Les logiques absurdes-De la dialectique néoplatonicienne aux logiques non classiques-Frédéric Berland

«Un ouvrage à posséder et qui fera date et tache. Une autre façon de penser. Cet ouvrage qui rompt avec la tradition, me fait penser à deux ouvrages qui remettent en question ou réorientent la pensée vers des ailleurs. Je pense au livre de DORTIER « De Socrate à Foucault » ou certaines grandes théories philosophico-scientifiques sont battues en brèche et l’ouvrage de AMARTYA S’EN que le doyen Cherif  Salif SY m’avait soufflé «La démocratie des autres ». Il est bon, quand c’est nécessaire de changer les regards, pour décentrer la tyrannie des soient disant dépositaires de la Vérité Absolue ». Pape B CISSOKO

Cet ouvrage est le fruit de sa thèse « Thèses en préparation à Paris 8 , dans le cadre de 31 « Pratiques et théories du sens » , en partenariat avec Laboratoires d’études et de recherches sur les logiques contemporaines de la philosophie (équipe de recherche) depuis le 11-12-2014 « .

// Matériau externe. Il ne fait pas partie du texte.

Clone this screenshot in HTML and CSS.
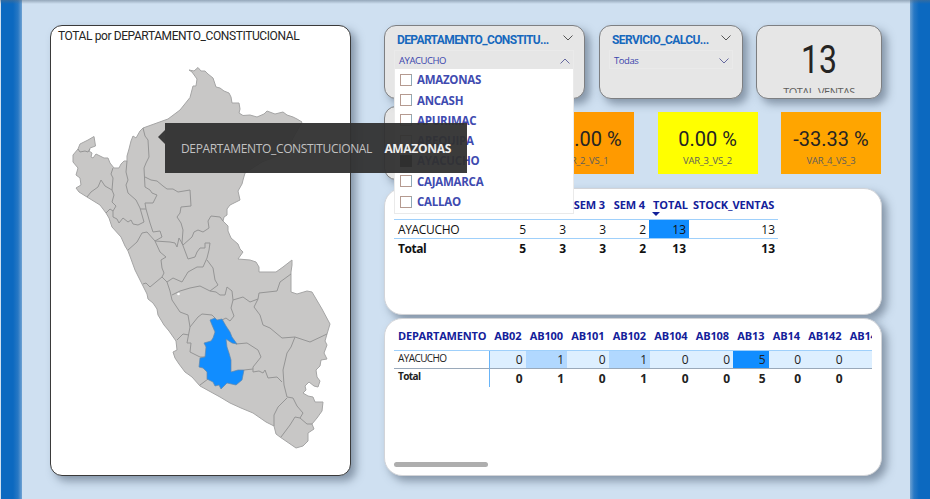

La logique classique, qui repose sur trois principes fondamentaux (d’identité, de non-contradiction et de tiers-exclu), a pu séduire par son efficacité  : orientée vers l’être, elle permet d’appréhender la cohérence du réel, donc de développer les savoirs. Pour autant, sa puissance s’avère limitée dans certaines situations  : des limitations internes des formalismes à l’apparition de nouveaux objets paradoxaux, la science du xxe  siècle a été confrontée à une crise de ses fondements dont elle n’est pas encore sortie. Or, s’affranchir de ce qui vient en nous entraver la pensée a été un enjeu pour des courants soucieux de fonder leur rigueur démonstrative sur un au-delà de l’être. Dans la lignée de l’hénologie néoplatonicienne, ces modes d’explication ont néanmoins souvent été jugés irrationnels, mystiques ou simplement absurdes.

À l’aide des logiques non standards contemporaines, c’est une étude systémique de ces positions qui est ici envisagée à travers la critique de l’hégémonie des trois grands principes logiques  : grâce à la logique intuitionniste, il devient possible de construire rigoureusement la notion de néant suressentiel ; grâce aux logiques paraconsistantes, les contradictions et les paradoxes qu’une telle dialectique engendre perdent leur caractère irrationnel ; enfin, grâce aux traditions logiques indiennes et japonaises, le principe d’identité peut lui-même être questionné. Cette remise en cause radicale de nos certitudes les mieux ancrées permet ultimement de dégager de nouvelles perspectives à la pensée logique.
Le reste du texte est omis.